Social media is a two-edged sword. Even in the moments where it’s at its worst, it can also be really good. It’s the way in which we use it and the way in which we understand the platforms and the differences of the media that we’re engaged with. A classic example is the Boston Marathon bombing. On Reddit, you had all these people coming together to track down who the bomber was. They were following the police blotter and gathering all this information. On the one hand it was a great example of crowd sourcing information and people coming together to right a social ill, but on the other hand you have a mob mentality. They actually ended up [accusing] somebody incorrectly. Social media can do a lot of good, but at the same time it can do a lot of harm to people. It can champion a social cause and it can also be the source of extreme hate and bullying. That’s the potential but also the danger inherent in this new mode of communication. We’re in a moment where we are all trying to grapple with that change.

Do you think social media helps or hurts when it comes to finding consensus on hot button issues like gun control and police brutality?

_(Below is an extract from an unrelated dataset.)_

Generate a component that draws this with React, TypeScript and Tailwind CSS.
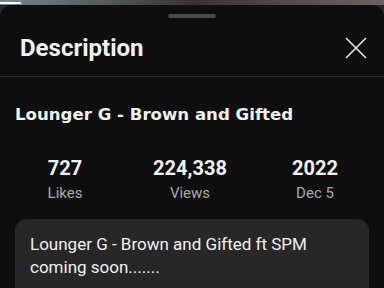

Absolutely, social media can act like a bubble and echo chamber, and that can have really harmful consequences. It can lead to frothing at the mouth about certain things, but on the other hand some people might encounter things that they might have never known about because of social media. It may click in their minds and cause them to think, ‘Oh hey, maybe not everyone thinks the same way as I do.’ There are moments where it can rupture the way in which we view the world and see things. So I think it actually is doing both of those things, or at least it has the potential to do both. Being able to rupture or de-center somebody’s really tightly held belief can actually be pretty powerful. Police brutality is a really interesting example now, because things are so visual and there’s the ability of people to record things. That opens this interesting space for debate about the role of police protection and I’m not sure that would have happened as forcefully or as openly without social media.

Most students today will have grown up with social media. Is there anything they don’t know about it?

I hate to say this because I think students are more savvy than the general public about this, but you find students are kind of mindless when it comes to the surveillance. But I actually think students are kind of OK with the tradeoff of their personal information being used by corporations. That’s one of the reasons why Snapchat [a social media platform where messages disappear after a certain time] is such an interesting example. In talking to students I found that it was a platform that initially caught on partly because of this idea of ephemeral media, that whatever they posted wouldn’t be permanent. So rather than worry about the permanent digital footprint they’ve been told continuously that they need to guard against and monitor, they migrated to a platform where information is fleeting.

Do you have a favorite social media service?

I think Vine is really interesting right now. I think students feel like they’ve kind of been there, done that with Vine, but recently I’ve seen public relations experts, especially in the sports field, starting to use Vine a lot for short-form content. They’ll replay things like clips from NFL or MLB games, little clips that can keep up with the speed of digital media. They can exist on Twitter, they embed really easily and of course that creates these questions of copyright and who can own the content and spread it.

Any social media site that you just can’t stand?

I didn’t really get Twitter until journalists started using it as a way to break news. I’m a sports journalist myself, and I had to quickly adapt and understand how Twitter was changing the nature of the production of news. It was a learning experience for me understanding that it had its own culture and language with things like hashtags.

It’s often said that people are actually less happy in the age of social media. Do you ever think that it will go away?

I don’t think social media is going to ever disappear completely. I think it’s going to adapt, it’s going to evolve and it’s going to change. I’m not sure that some of the large existing platforms are going to continue indefinitely. Obviously Facebook and Twitter have been much more savvy in the way they’ve diversified compared to early social media companies. I don’t think it’s going to go away in the same way books aren’t going to go away. We still have books, we still have radio, it’s just a little bit different. The same thing will be true of social media. In the future, it could look dramatically different than it does right now with advances in things like 3D technology. There are endless opportunities.